JOB -
Every line of the material is to be quoted verbatim, minus the pictures.
• • • • •
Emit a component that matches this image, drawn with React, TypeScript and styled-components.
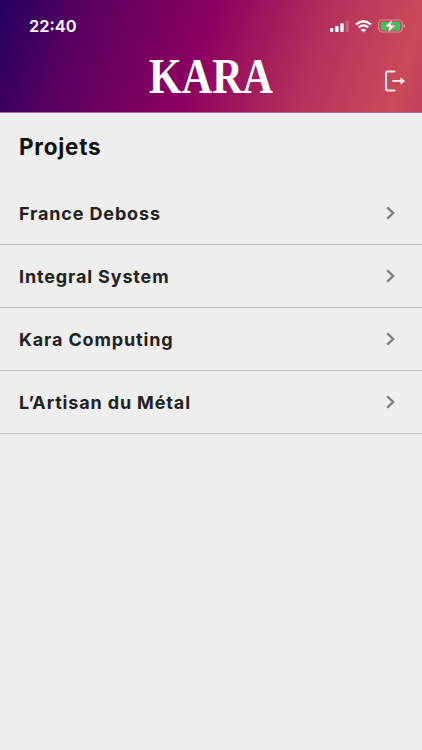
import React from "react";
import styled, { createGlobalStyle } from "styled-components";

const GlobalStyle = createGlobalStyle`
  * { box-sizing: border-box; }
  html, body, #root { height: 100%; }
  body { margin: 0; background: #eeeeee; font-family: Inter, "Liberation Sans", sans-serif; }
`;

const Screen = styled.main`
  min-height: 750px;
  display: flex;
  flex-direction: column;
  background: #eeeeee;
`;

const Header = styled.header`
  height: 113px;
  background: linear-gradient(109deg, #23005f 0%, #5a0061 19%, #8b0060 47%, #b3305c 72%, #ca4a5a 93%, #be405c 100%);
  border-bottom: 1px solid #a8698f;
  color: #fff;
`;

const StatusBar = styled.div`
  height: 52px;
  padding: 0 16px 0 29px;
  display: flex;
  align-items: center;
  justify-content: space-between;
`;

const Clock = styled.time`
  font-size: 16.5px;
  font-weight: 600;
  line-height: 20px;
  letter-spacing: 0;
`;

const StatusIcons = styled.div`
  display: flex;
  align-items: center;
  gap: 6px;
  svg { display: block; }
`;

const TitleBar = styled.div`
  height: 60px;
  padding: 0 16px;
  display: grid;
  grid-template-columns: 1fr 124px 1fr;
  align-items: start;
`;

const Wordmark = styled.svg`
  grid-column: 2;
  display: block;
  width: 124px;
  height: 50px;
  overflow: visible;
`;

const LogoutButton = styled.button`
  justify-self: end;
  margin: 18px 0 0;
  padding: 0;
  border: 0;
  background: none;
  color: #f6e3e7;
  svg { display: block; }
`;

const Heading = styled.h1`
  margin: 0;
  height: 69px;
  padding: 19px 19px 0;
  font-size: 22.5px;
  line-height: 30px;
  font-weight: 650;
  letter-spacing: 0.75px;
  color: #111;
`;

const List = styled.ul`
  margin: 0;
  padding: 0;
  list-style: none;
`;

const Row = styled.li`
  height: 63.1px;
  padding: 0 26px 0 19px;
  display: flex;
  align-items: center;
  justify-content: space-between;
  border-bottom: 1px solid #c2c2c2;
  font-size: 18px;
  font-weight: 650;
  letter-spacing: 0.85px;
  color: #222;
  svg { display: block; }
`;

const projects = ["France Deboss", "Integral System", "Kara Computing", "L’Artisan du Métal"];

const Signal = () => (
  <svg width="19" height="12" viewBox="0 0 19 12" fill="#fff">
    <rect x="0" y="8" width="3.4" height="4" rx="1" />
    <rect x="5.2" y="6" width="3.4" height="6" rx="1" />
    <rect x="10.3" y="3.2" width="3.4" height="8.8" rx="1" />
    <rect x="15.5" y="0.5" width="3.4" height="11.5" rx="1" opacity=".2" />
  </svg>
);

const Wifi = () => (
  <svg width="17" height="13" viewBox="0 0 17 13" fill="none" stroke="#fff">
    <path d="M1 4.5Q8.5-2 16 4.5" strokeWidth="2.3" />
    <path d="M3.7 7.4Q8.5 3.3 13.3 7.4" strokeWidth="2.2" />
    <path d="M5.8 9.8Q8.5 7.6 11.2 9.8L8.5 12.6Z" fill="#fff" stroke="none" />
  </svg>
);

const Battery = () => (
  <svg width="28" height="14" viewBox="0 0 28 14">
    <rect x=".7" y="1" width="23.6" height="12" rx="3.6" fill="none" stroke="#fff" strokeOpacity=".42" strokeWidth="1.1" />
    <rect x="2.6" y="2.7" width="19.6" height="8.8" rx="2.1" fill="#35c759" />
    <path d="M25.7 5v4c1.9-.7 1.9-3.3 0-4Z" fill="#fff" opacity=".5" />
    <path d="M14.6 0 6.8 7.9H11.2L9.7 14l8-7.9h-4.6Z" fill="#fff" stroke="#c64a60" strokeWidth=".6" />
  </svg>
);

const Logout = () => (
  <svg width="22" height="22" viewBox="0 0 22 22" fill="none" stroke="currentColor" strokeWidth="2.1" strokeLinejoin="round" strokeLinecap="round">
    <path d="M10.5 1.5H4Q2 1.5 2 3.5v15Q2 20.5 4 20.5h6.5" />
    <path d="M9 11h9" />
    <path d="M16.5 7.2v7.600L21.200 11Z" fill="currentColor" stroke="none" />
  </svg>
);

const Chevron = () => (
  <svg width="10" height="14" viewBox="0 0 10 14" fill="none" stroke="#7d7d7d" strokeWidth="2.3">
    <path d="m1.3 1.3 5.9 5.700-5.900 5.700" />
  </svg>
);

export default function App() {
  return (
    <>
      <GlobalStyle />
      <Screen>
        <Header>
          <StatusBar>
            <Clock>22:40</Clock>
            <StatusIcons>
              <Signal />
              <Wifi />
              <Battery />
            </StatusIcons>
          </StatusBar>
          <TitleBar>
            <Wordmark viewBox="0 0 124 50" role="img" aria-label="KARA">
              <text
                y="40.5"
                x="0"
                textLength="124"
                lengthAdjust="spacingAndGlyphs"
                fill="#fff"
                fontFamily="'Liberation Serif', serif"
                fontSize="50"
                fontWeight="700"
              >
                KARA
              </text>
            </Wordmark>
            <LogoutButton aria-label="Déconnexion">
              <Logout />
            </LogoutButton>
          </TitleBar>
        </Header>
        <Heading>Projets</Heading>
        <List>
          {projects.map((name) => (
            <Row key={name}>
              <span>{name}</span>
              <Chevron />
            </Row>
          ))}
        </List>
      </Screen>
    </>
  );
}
• • • • •
ANSWER BELOW -
Emit a component that matches this image, drawn with React, TypeScript and styled-components.
import React from "react";
import styled, { createGlobalStyle } from "styled-components";

const GlobalStyle = createGlobalStyle`
  * { box-sizing: border-box; }
  html, body, #root { height: 100%; }
  body { margin: 0; background: #eeeeee; font-family: Inter, "Liberation Sans", sans-serif; }
`;

const Screen = styled.main`
  min-height: 750px;
  display: flex;
  flex-direction: column;
  background: #eeeeee;
`;

const Header = styled.header`
  height: 113px;
  background: linear-gradient(109deg, #23005f 0%, #5a0061 19%, #8b0060 47%, #b3305c 72%, #ca4a5a 93%, #be405c 100%);
  border-bottom: 1px solid #a8698f;
  color: #fff;
`;

const StatusBar = styled.div`
  height: 52px;
  padding: 0 16px 0 29px;
  display: flex;
  align-items: center;
  justify-content: space-between;
`;

const Clock = styled.time`
  font-size: 16.5px;
  font-weight: 600;
  line-height: 20px;
  letter-spacing: 0;
`;

const StatusIcons = styled.div`
  display: flex;
  align-items: center;
  gap: 6px;
  svg { display: block; }
`;

const TitleBar = styled.div`
  height: 60px;
  padding: 0 16px;
  display: grid;
  grid-template-columns: 1fr 124px 1fr;
  align-items: start;
`;

const Wordmark = styled.svg`
  grid-column: 2;
  display: block;
  width: 124px;
  height: 50px;
  overflow: visible;
`;

const LogoutButton = styled.button`
  justify-self: end;
  margin: 18px 0 0;
  padding: 0;
  border: 0;
  background: none;
  color: #f6e3e7;
  svg { display: block; }
`;

const Heading = styled.h1`
  margin: 0;
  height: 69px;
  padding: 19px 19px 0;
  font-size: 22.5px;
  line-height: 30px;
  font-weight: 650;
  letter-spacing: 0.75px;
  color: #111;
`;

const List = styled.ul`
  margin: 0;
  padding: 0;
  list-style: none;
`;

const Row = styled.li`
  height: 63.1px;
  padding: 0 26px 0 19px;
  display: flex;
  align-items: center;
  justify-content: space-between;
  border-bottom: 1px solid #c2c2c2;
  font-size: 18px;
  font-weight: 650;
  letter-spacing: 0.85px;
  color: #222;
  svg { display: block; }
`;

const projects = ["France Deboss", "Integral System", "Kara Computing", "L’Artisan du Métal"];

const Signal = () => (
  <svg width="19" height="12" viewBox="0 0 19 12" fill="#fff">
    <rect x="0" y="8" width="3.4" height="4" rx="1" />
    <rect x="5.2" y="6" width="3.4" height="6" rx="1" />
    <rect x="10.3" y="3.2" width="3.4" height="8.8" rx="1" />
    <rect x="15.5" y="0.5" width="3.4" height="11.5" rx="1" opacity=".2" />
  </svg>
);

const Wifi = () => (
  <svg width="17" height="13" viewBox="0 0 17 13" fill="none" stroke="#fff">
    <path d="M1 4.5Q8.5-2 16 4.5" strokeWidth="2.3" />
    <path d="M3.7 7.4Q8.5 3.3 13.3 7.4" strokeWidth="2.2" />
    <path d="M5.8 9.8Q8.5 7.6 11.2 9.8L8.5 12.6Z" fill="#fff" stroke="none" />
  </svg>
);

const Battery = () => (
  <svg width="28" height="14" viewBox="0 0 28 14">
    <rect x=".7" y="1" width="23.6" height="12" rx="3.6" fill="none" stroke="#fff" strokeOpacity=".42" strokeWidth="1.1" />
    <rect x="2.6" y="2.7" width="19.6" height="8.8" rx="2.1" fill="#35c759" />
    <path d="M25.7 5v4c1.9-.7 1.9-3.3 0-4Z" fill="#fff" opacity=".5" />
    <path d="M14.6 0 6.8 7.9H11.2L9.7 14l8-7.9h-4.6Z" fill="#fff" stroke="#c64a60" strokeWidth=".6" />
  </svg>
);

const Logout = () => (
  <svg width="22" height="22" viewBox="0 0 22 22" fill="none" stroke="currentColor" strokeWidth="2.1" strokeLinejoin="round" strokeLinecap="round">
    <path d="M10.5 1.5H4Q2 1.5 2 3.5v15Q2 20.5 4 20.5h6.5" />
    <path d="M9 11h9" />
    <path d="M16.5 7.2v7.600L21.200 11Z" fill="currentColor" stroke="none" />
  </svg>
);

const Chevron = () => (
  <svg width="10" height="14" viewBox="0 0 10 14" fill="none" stroke="#7d7d7d" strokeWidth="2.3">
    <path d="m1.3 1.3 5.9 5.700-5.900 5.700" />
  </svg>
);

export default function App() {
  return (
    <>
      <GlobalStyle />
      <Screen>
        <Header>
          <StatusBar>
            <Clock>22:40</Clock>
            <StatusIcons>
              <Signal />
              <Wifi />
              <Battery />
            </StatusIcons>
          </StatusBar>
          <TitleBar>
            <Wordmark viewBox="0 0 124 50" role="img" aria-label="KARA">
              <text
                y="40.5"
                x="0"
                textLength="124"
                lengthAdjust="spacingAndGlyphs"
                fill="#fff"
                fontFamily="'Liberation Serif', serif"
                fontSize="50"
                fontWeight="700"
              >
                KARA
              </text>
            </Wordmark>
            <LogoutButton aria-label="Déconnexion">
              <Logout />
            </LogoutButton>
          </TitleBar>
        </Header>
        <Heading>Projets</Heading>
        <List>
          {projects.map((name) => (
            <Row key={name}>
              <span>{name}</span>
              <Chevron />
            </Row>
          ))}
        </List>
      </Screen>
    </>
  );
}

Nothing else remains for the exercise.